I haven't had time to try kvm yet (will be working on it over the next few weeks),

Cool, let me know what you find with KVM.

I don't have a lot of cycles right now (unfortunately), but I'll take a look in the coming days to see if there is a low-hanging fruit that would allow Sysbox to show the device with the proper permissions & isolation inside the container.

leojonathanoh commented 2 years ago

I've begin some work on kvm, by attempting to mount a .vmdk inside the container using guestmount which creates a kvm VM under the hood and uses fusermount. However the fusermount fails even while using --cap-add SYS_ADMIN and --device /dev/fuse. The only way was to use --privileged.

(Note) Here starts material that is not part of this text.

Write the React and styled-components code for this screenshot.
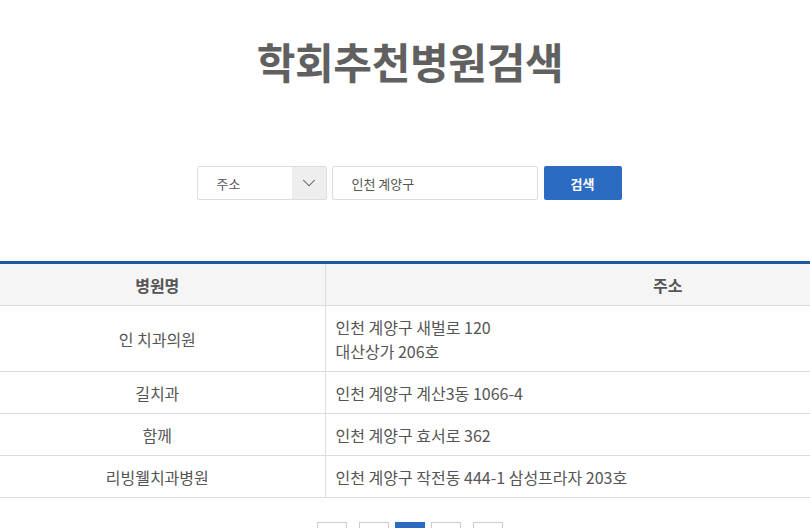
import styled, { createGlobalStyle } from "styled-components";
import { ChevronDown } from "lucide-react";

const GlobalStyle = createGlobalStyle`
  html, body {
    margin: 0;
    padding: 0;
    background: #fff;
    overflow: hidden;
  }
  body {
    font-family: "Noto Sans CJK KR", "Noto Sans", sans-serif;
    color: #555;
  }
`;

const hospitals = [
  { name: "인 치과의원", address: ["인천 계양구 새벌로 120", "대산상가 206호"] },
  { name: "길치과", address: ["인천 계양구 계산3동 1066-4"] },
  { name: "함께", address: ["인천 계양구 효서로 362"] },
  { name: "리빙웰치과병원", address: ["인천 계양구 작전동 444-1 삼성프라자 203호"] },
];

const App = () => {
  return (
    <>
      <GlobalStyle />
      <Page>
        <Title>학회추천병원검색</Title>
        <SearchBar>
          <SelectBox>
            <SelectLabel>주소</SelectLabel>
            <SelectArrow>
              <ChevronDown size={22} strokeWidth={1.1} />
            </SelectArrow>
          </SelectBox>
          <SearchInput defaultValue="인천 계양구" />
          <SearchButton>검색</SearchButton>
        </SearchBar>
        <TableWrap>
          <Table>
            <colgroup>
              <col style={{ width: "335px" }} />
              <col />
            </colgroup>
            <thead>
              <tr>
                <Th>병원명</Th>
                <Th>주소</Th>
              </tr>
            </thead>
            <tbody>
              {hospitals.map((h) => (
                <tr key={h.name}>
                  <NameCell>{h.name}</NameCell>
                  <AddressCell>
                    {h.address.map((line) => (
                      <div key={line}>{line}</div>
                    ))}
                  </AddressCell>
                </tr>
              ))}
            </tbody>
          </Table>
        </TableWrap>
        <Pagination>
          <PageButton>«</PageButton>
          <PageGroup>
            <PageButton>‹</PageButton>
            <PageButton $active>1</PageButton>
            <PageButton>›</PageButton>
          </PageGroup>
          <PageButton>»</PageButton>
        </Pagination>
      </Page>
    </>
  );
};

export default App;

const Page = styled.div`
  width: 820px;
  padding-top: 36px;
`;

const Title = styled.h1`
  margin: 0;
  text-align: center;
  font-size: 42px;
  line-height: 50px;
  font-weight: 700;
  color: #606060;
  letter-spacing: -0.3px;
`;

const SearchBar = styled.div`
  display: flex;
  justify-content: center;
  align-items: stretch;
  margin-top: 80px;
  height: 34px;
  padding-right: 2px;
`;

const SelectBox = styled.div`
  display: flex;
  width: 130px;
  box-sizing: border-box;
  border: 1px solid #ddd;
  border-radius: 2px;
  overflow: hidden;
`;

const SelectLabel = styled.div`
  flex: 1;
  display: flex;
  align-items: center;
  padding-left: 19px;
  font-size: 13px;
  color: #555;
`;

const SelectArrow = styled.div`
  width: 34px;
  display: flex;
  align-items: center;
  justify-content: center;
  background: #eee;
  color: #555;
`;

const SearchInput = styled.input`
  width: 206px;
  box-sizing: border-box;
  margin-left: 5px;
  border: 1px solid #ddd;
  border-radius: 2px;
  padding: 0 19px;
  font-family: inherit;
  font-size: 13px;
  color: #555;
  outline: none;
`;

const SearchButton = styled.button`
  width: 78px;
  margin-left: 6px;
  border: none;
  border-radius: 2px;
  background: #2c6bc2;
  color: #fff;
  font-family: inherit;
  font-size: 13px;
  font-weight: 700;
`;

const TableWrap = styled.div`
  margin-top: 61px;
  overflow: hidden;
`;

const Table = styled.table`
  width: 1020px;
  margin-left: -10px;
  border-collapse: collapse;
  border-top: 3px solid #1b5aa0;
  table-layout: fixed;
`;

const Th = styled.th`
  background: #f5f5f5;
  border-bottom: 1px solid #ddd;
  border-left: 1px solid #ddd;
  padding: 9px 10px 8px;
  font-size: 16px;
  line-height: 24px;
  font-weight: 700;
  color: #555;
  text-align: center;

  &:first-child {
    border-left: none;
  }
`;

const Cell = styled.td`
  border-bottom: 1px solid #ddd;
  padding: 9px 10px 8px;
  font-size: 16px;
  line-height: 24px;
  color: #555;
  vertical-align: middle;
`;

const NameCell = styled(Cell)`
  text-align: center;
`;

const AddressCell = styled(Cell)`
  border-left: 1px solid #ddd;
  text-align: left;
`;

const Pagination = styled.div`
  display: flex;
  justify-content: center;
  gap: 12px;
  margin-top: 24px;
`;

const PageGroup = styled.div`
  display: flex;
  gap: 6px;
`;

const PageButton = styled.div`
  width: 30px;
  height: 30px;
  box-sizing: border-box;
  display: flex;
  align-items: center;
  justify-content: center;
  border: 1px solid ${(p) => (p.$active ? "#2c6bc2" : "#ccc")};
  background: ${(p) => (p.$active ? "#2c6bc2" : "#fff")};
  color: ${(p) => (p.$active ? "#fff" : "#777")};
  font-size: 13px;
`;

This was without --runtime sysbox-runc:

docker run --rm -it \
    --device /dev/fuse \
    -v my.vmdk:/my.vmdk \
    --entrypoint "" \
    theohbrothers/docker-packer:master-93a19e2-1.7.7-virtualbox-ubuntu-20.04 bash
root@7f8cd6dbd214:/# mkdir -p /raw
root@7f8cd6dbd214:/# guestmount -a /my.vmdk -m /dev/sda1 --ro raw/

fusermount: mount failed: Operation not permitted
libguestfs: error: fuse_mount failed: raw/, see error messages above

With linux-image-generic package installed in the docker image, it appears kvm does work without needing --device /dev/kvm. This inability to mount a fuse filesystem is really a docker issue https://github.com/docker/for-linux/issues/321

ctalledo commented 2 years ago

Re-reading this issue:

Does sysbox have the ability to run a hypervisor in a container without needing to bind mount the host's hypervisor device

No, the host's KVM device would always need to be mounted into the Sysbox container; otherwise the container won't have the means to run the VM inside of it.

However, once the KVM device is exposed inside the container then it should be possible to launch a VM from within a Sysbox container (inverting the traditional way of running infrastructure).

Closing this issue since it's not possible to run the VM inside the Sysbox container without exposing the host's KVM device (or similar) into it.